WHAT YOU ARE ASKED TO DO |
Copy out the whole listing exactly as written, leaving the pictures behind.

DATA SECTION |
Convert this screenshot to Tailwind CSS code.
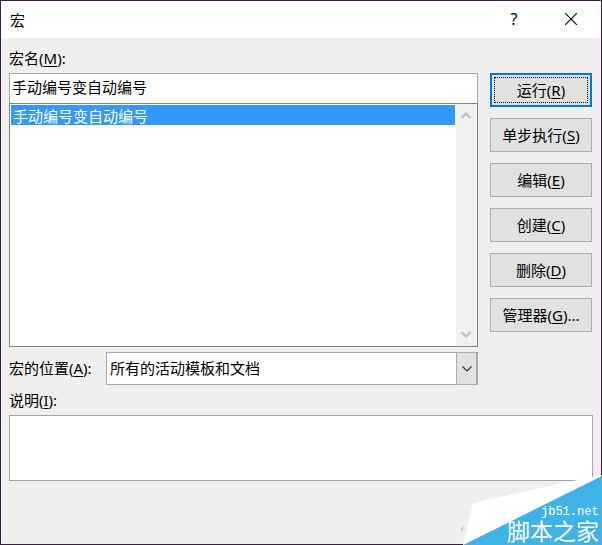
<!DOCTYPE html>
<html lang="zh-CN">
<head>
    <meta charset="UTF-8">
    <meta name="viewport" content="width=device-width, initial-scale=1.0">
    <title>宏</title>
    <script src="https://cdn.jsdelivr.net/npm/@tailwindcss/browser@4"></script>
</head>
<body class="font-['Noto_Sans','Noto_Sans_CJK_SC',sans-serif] text-[15px] leading-5 text-black">

    <div id="macro-dialog" class="relative flex flex-col min-h-screen bg-[#efefef] border border-[#42184a]">
        <header class="flex items-center h-[37px] bg-white pl-[9px] pr-3">
            <h1 class="flex-grow">宏</h1>
            <button type="button" aria-label="帮助" class="w-9 h-8 pb-[2px] pr-[2px] text-base">?</button>
            <button type="button" aria-label="关闭" class="flex items-center justify-center w-9 h-8 ml-5 pb-[2px]">
                <svg class="w-3 h-3" viewBox="0 0 12 12" fill="none" stroke="#000" stroke-width="1.1"><path d="M0 0l12 12M12 0L0 12"/></svg>
            </button>
        </header>

        <form class="flex flex-col px-2 pt-[10px]">
            <label for="macro-name" class="self-start">宏名(<u class="decoration-1 underline-offset-2">M</u>):</label>

            <div class="flex items-start gap-3 mt-[5px]">
                <div class="flex-grow flex flex-col">
                    <input id="macro-name" type="text" value="手动编号变自动编号" class="w-full h-[30px] px-[2px] pb-[5px] bg-white border border-b-0 border-[#a5a5ab] outline-none">

                    <div class="flex h-[244px] bg-white border border-[#828287]">
                        <select size="10" aria-label="宏列表" class="flex-grow h-full p-px appearance-none bg-white outline-none overflow-hidden">
                            <option selected class="h-5 min-h-5 px-[2px] py-0 leading-[18px] bg-[linear-gradient(#3399ff,#3399ff)] text-white [-webkit-text-fill-color:white]">手动编号变自动编号</option>
                        </select>
                        <div class="flex flex-col justify-between items-center w-[21px] py-2 pr-[2px] bg-[#f0f0f0]">
                            <button type="button" aria-label="向上滚动">
                                <svg class="w-[10px] h-[7px]" viewBox="0 0 10 7" fill="none" stroke="#bfbfbf" stroke-width="2"><path d="M.5 6L5 1.5L9.5 6"/></svg>
                            </button>
                            <button type="button" aria-label="向下滚动">
                                <svg class="w-[10px] h-[7px]" viewBox="0 0 10 7" fill="none" stroke="#bfbfbf" stroke-width="2"><path d="M.5 1L5 5.5L9.5 1"/></svg>
                            </button>
                        </div>
                    </div>

                    <div class="flex items-center mt-[5px]">
                        <label for="macro-place" class="w-[97px] pb-[2px]">宏的位置(<u class="decoration-1 underline-offset-2">A</u>):</label>
                        <div class="relative flex-grow">
                            <select id="macro-place" class="block w-full h-[33px] pl-[3px] pb-[2px] appearance-none bg-white border border-[#a5a5ab] outline-none">
                                <option>所有的活动模板和文档</option>
                            </select>
                            <span class="absolute inset-y-0 right-0 flex items-center justify-center w-[22px] bg-[#e1e1e1] border border-r-2 border-[#ababab] pointer-events-none">
                                <svg class="w-[10px] h-[6px]" viewBox="0 0 10 6" fill="none" stroke="#333" stroke-width="1.2"><path d="M.5.5L5 5L9.5.5"/></svg>
                            </span>
                        </div>
                    </div>
                </div>

                <div class="flex flex-col gap-[11px] w-[102px] mr-px">
                    <button type="button" class="relative h-[34px] bg-[#e1e1e1] border-2 border-[#0078d7]">
                        <span class="absolute inset-[2px] border border-dotted border-black"></span>
                        运行(<u class="decoration-1 underline-offset-2">R</u>)
                    </button>
                    <button type="button" class="h-[34px] bg-[#e1e1e1] border border-[#adadad]">单步执行(<u class="decoration-1 underline-offset-2">S</u>)</button>
                    <button type="button" class="h-[34px] bg-[#e1e1e1] border border-[#adadad]">编辑(<u class="decoration-1 underline-offset-2">E</u>)</button>
                    <button type="button" class="h-[34px] bg-[#e1e1e1] border border-[#adadad]">创建(<u class="decoration-1 underline-offset-2">C</u>)</button>
                    <button type="button" class="h-[34px] bg-[#e1e1e1] border border-[#adadad]">删除(<u class="decoration-1 underline-offset-2">D</u>)</button>
                    <button type="button" class="h-[34px] bg-[#e1e1e1] border border-[#adadad]">管理器(<u class="decoration-1 underline-offset-2">G</u>)...</button>
                </div>
            </div>

            <label for="macro-note" class="self-start mt-[5px]">说明(<u class="decoration-1 underline-offset-2">I</u>):</label>
            <textarea id="macro-note" class="block w-full h-[66px] mt-[5px] p-1 bg-white border border-[#a5a5ab] outline-none resize-none"></textarea>
        </form>

        <!-- site mark on the folded corner -->
        <svg class="absolute -right-px -bottom-px w-[144px] h-[70px]" viewBox="0 0 144 70">
            <path d="M5 70L15 28 119 5 144 0V70z" fill="#fff"/>
            <path d="M5 70L144 1V70z" fill="#3fb3e8"/>
            <path d="M2 53l3 3M5 51l-1 5" stroke="#c4bfc4" fill="none"/>
            <text x="83" y="40" fill="#fff" class="font-['Liberation_Mono',monospace] text-[12px]">jb51.net</text>
            <text x="49" y="65" fill="#fff" class="font-['Liberation_Sans','Noto_Sans_CJK_SC',sans-serif] text-[23px]">脚本之家</text>
        </svg>
    </div>

</body>
</html>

CORRECT RESULT |
Convert this screenshot to Tailwind CSS code.
<!DOCTYPE html>
<html lang="zh-CN">
<head>
    <meta charset="UTF-8">
    <meta name="viewport" content="width=device-width, initial-scale=1.0">
    <title>宏</title>
    <script src="https://cdn.jsdelivr.net/npm/@tailwindcss/browser@4"></script>
</head>
<body class="font-['Noto_Sans','Noto_Sans_CJK_SC',sans-serif] text-[15px] leading-5 text-black">

    <div id="macro-dialog" class="relative flex flex-col min-h-screen bg-[#efefef] border border-[#42184a]">
        <header class="flex items-center h-[37px] bg-white pl-[9px] pr-3">
            <h1 class="flex-grow">宏</h1>
            <button type="button" aria-label="帮助" class="w-9 h-8 pb-[2px] pr-[2px] text-base">?</button>
            <button type="button" aria-label="关闭" class="flex items-center justify-center w-9 h-8 ml-5 pb-[2px]">
                <svg class="w-3 h-3" viewBox="0 0 12 12" fill="none" stroke="#000" stroke-width="1.1"><path d="M0 0l12 12M12 0L0 12"/></svg>
            </button>
        </header>

        <form class="flex flex-col px-2 pt-[10px]">
            <label for="macro-name" class="self-start">宏名(<u class="decoration-1 underline-offset-2">M</u>):</label>

            <div class="flex items-start gap-3 mt-[5px]">
                <div class="flex-grow flex flex-col">
                    <input id="macro-name" type="text" value="手动编号变自动编号" class="w-full h-[30px] px-[2px] pb-[5px] bg-white border border-b-0 border-[#a5a5ab] outline-none">

                    <div class="flex h-[244px] bg-white border border-[#828287]">
                        <select size="10" aria-label="宏列表" class="flex-grow h-full p-px appearance-none bg-white outline-none overflow-hidden">
                            <option selected class="h-5 min-h-5 px-[2px] py-0 leading-[18px] bg-[linear-gradient(#3399ff,#3399ff)] text-white [-webkit-text-fill-color:white]">手动编号变自动编号</option>
                        </select>
                        <div class="flex flex-col justify-between items-center w-[21px] py-2 pr-[2px] bg-[#f0f0f0]">
                            <button type="button" aria-label="向上滚动">
                                <svg class="w-[10px] h-[7px]" viewBox="0 0 10 7" fill="none" stroke="#bfbfbf" stroke-width="2"><path d="M.5 6L5 1.5L9.5 6"/></svg>
                            </button>
                            <button type="button" aria-label="向下滚动">
                                <svg class="w-[10px] h-[7px]" viewBox="0 0 10 7" fill="none" stroke="#bfbfbf" stroke-width="2"><path d="M.5 1L5 5.5L9.5 1"/></svg>
                            </button>
                        </div>
                    </div>

                    <div class="flex items-center mt-[5px]">
                        <label for="macro-place" class="w-[97px] pb-[2px]">宏的位置(<u class="decoration-1 underline-offset-2">A</u>):</label>
                        <div class="relative flex-grow">
                            <select id="macro-place" class="block w-full h-[33px] pl-[3px] pb-[2px] appearance-none bg-white border border-[#a5a5ab] outline-none">
                                <option>所有的活动模板和文档</option>
                            </select>
                            <span class="absolute inset-y-0 right-0 flex items-center justify-center w-[22px] bg-[#e1e1e1] border border-r-2 border-[#ababab] pointer-events-none">
                                <svg class="w-[10px] h-[6px]" viewBox="0 0 10 6" fill="none" stroke="#333" stroke-width="1.2"><path d="M.5.5L5 5L9.5.5"/></svg>
                            </span>
                        </div>
                    </div>
                </div>

                <div class="flex flex-col gap-[11px] w-[102px] mr-px">
                    <button type="button" class="relative h-[34px] bg-[#e1e1e1] border-2 border-[#0078d7]">
                        <span class="absolute inset-[2px] border border-dotted border-black"></span>
                        运行(<u class="decoration-1 underline-offset-2">R</u>)
                    </button>
                    <button type="button" class="h-[34px] bg-[#e1e1e1] border border-[#adadad]">单步执行(<u class="decoration-1 underline-offset-2">S</u>)</button>
                    <button type="button" class="h-[34px] bg-[#e1e1e1] border border-[#adadad]">编辑(<u class="decoration-1 underline-offset-2">E</u>)</button>
                    <button type="button" class="h-[34px] bg-[#e1e1e1] border border-[#adadad]">创建(<u class="decoration-1 underline-offset-2">C</u>)</button>
                    <button type="button" class="h-[34px] bg-[#e1e1e1] border border-[#adadad]">删除(<u class="decoration-1 underline-offset-2">D</u>)</button>
                    <button type="button" class="h-[34px] bg-[#e1e1e1] border border-[#adadad]">管理器(<u class="decoration-1 underline-offset-2">G</u>)...</button>
                </div>
            </div>

            <label for="macro-note" class="self-start mt-[5px]">说明(<u class="decoration-1 underline-offset-2">I</u>):</label>
            <textarea id="macro-note" class="block w-full h-[66px] mt-[5px] p-1 bg-white border border-[#a5a5ab] outline-none resize-none"></textarea>
        </form>

        <!-- site mark on the folded corner -->
        <svg class="absolute -right-px -bottom-px w-[144px] h-[70px]" viewBox="0 0 144 70">
            <path d="M5 70L15 28 119 5 144 0V70z" fill="#fff"/>
            <path d="M5 70L144 1V70z" fill="#3fb3e8"/>
            <path d="M2 53l3 3M5 51l-1 5" stroke="#c4bfc4" fill="none"/>
            <text x="83" y="40" fill="#fff" class="font-['Liberation_Mono',monospace] text-[12px]">jb51.net</text>
            <text x="49" y="65" fill="#fff" class="font-['Liberation_Sans','Noto_Sans_CJK_SC',sans-serif] text-[23px]">脚本之家</text>
        </svg>
    </div>

</body>
</html>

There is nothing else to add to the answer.